Think of it as a system. Saddle, short fit, chamois design, and riding position all influence each other. When one part is off, the others work harder.
How to judge a chamois properly
The frustrating bit is that you cannot fully assess a chamois just by looking at product photos. Still, there are a few useful signs.
Look for information about density, ride duration, and intended use rather than just thick-versus-thin language. Pay attention to whether the brand explains shape, support zones, and moisture management in plain terms. That usually tells you they have thought beyond basic foam volume.
It also helps to be honest about your own riding. If your typical week is a couple of one-hour spins and a weekend 50 km ride, choose for that reality. If you are building towards longer events, it may be worth stepping up to a more supportive pad. At Bizkut, for example, structured padding levels make more sense than a one-size-fits-all promise because riders progress at different rates.

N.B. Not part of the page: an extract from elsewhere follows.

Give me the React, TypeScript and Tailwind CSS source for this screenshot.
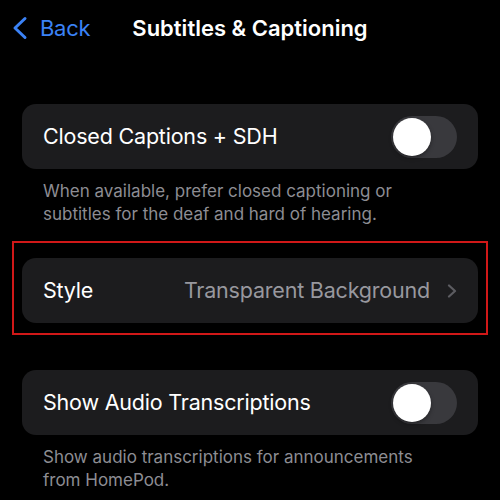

And yes, sometimes the answer is trial and error. That is normal. Bib shorts are personal kit. What feels spot on for one rider may feel wrong for another, even at the same price point.
The goal is stable comfort, not pillow feel
The easiest mistake is judging a chamois like a mattress. Plush does not always equal good. On the bike, what you want is stable comfort - support that lasts, low friction, controlled moisture, and a fit that keeps everything where it should be.
A pad that feels slightly firmer in your hand may perform better on the road. A slimmer-looking pad may actually suit your body and riding style more effectively than a thick one. That is not marketing spin. It is just how contact points work once pedalling enters the picture.
If you remember one thing, make it this: the best chamois is not the thickest one. It is the one that disappears beneath you while the kilometres tick by, the road gets rough, and you stop thinking about your shorts altogether. That is usually a much better sign than extra bulk.